Por fim, o Relatório
fala sobre o ambiente digital. O incentivo é para “alcançar a cultura atual em
todos os espaços onde as pessoas buscam significado e amor, incluindo os seus
telemóveis e tablets”, tendo em mente
que a Internet “também pode causar
danos e lesões, por exemplo, por meio de bullying, desinformação,
exploração sexual e dependência”. É, pois, urgente “refletir sobre como a
comunidade cristã pode apoiar as famílias para garantir que o espaço online não seja apenas seguro, mas
também espiritualmente vivificante”.
***
A jornalista católica Sheila Pires, natural de Moçambique e residente na África do Sul, é uma das representantes dos leigos da África (a outra foi a teóloga ganesa, Nora Kofognotera Nonterah) que veio a esta fase do Sínodo. Antes de deixar Roma, partilhou, através do Vatican News, a experiência que diz ter sido muito enriquecedora, uma bênção de Deus, tendo aprendido muito e procurado pôr em ato uma forma ágil de comunicar, desde Roma, o Sínodo a quem ficou em África, do que resultou significativo aumento dos seguidores da página fb da SACB.
Fala do muito
interesse das pessoas em saber da vida da Igreja e do Sínodo.
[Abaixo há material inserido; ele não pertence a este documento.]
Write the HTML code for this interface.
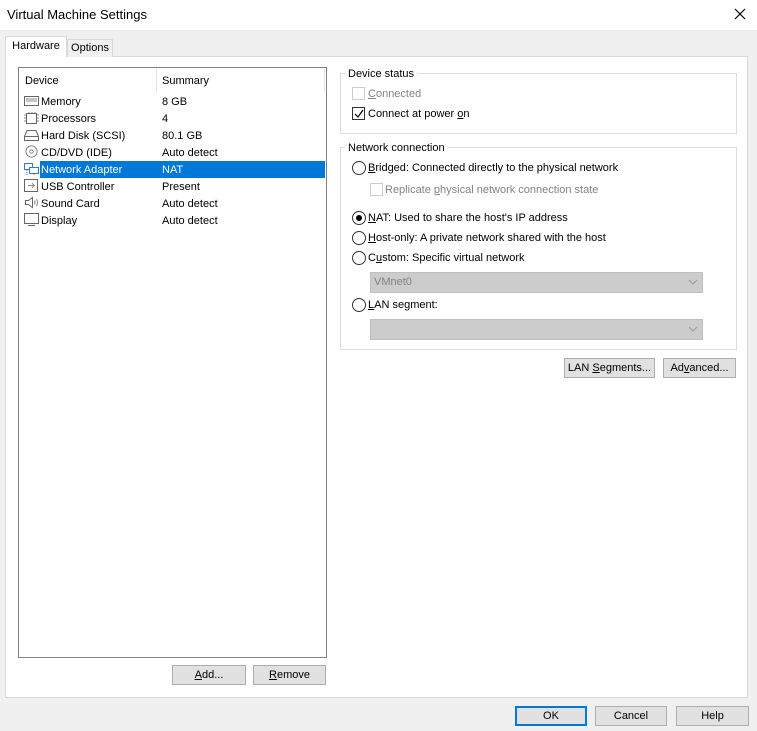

Agora, é fazer tudo
para manter esse espírito e ter a certeza de que o documento desta fase chegará
a todo o povo de Deus e que se intensificará o processo de escuta e debate sobre
as diversas problemáticas, ficando em aberto este processo sinodal sobre a
sinodalidade que se concluirá em outubro de 2024. Grata por esta experiência,
convida a rezar por Francisco, por todos e pela feliz conclusão deste Sínodo em
que, pela primeira vez, foi significativa a participação de leigos, mulheres,
jovens e cujos anseios foram contemplados nos debates e no Documento final.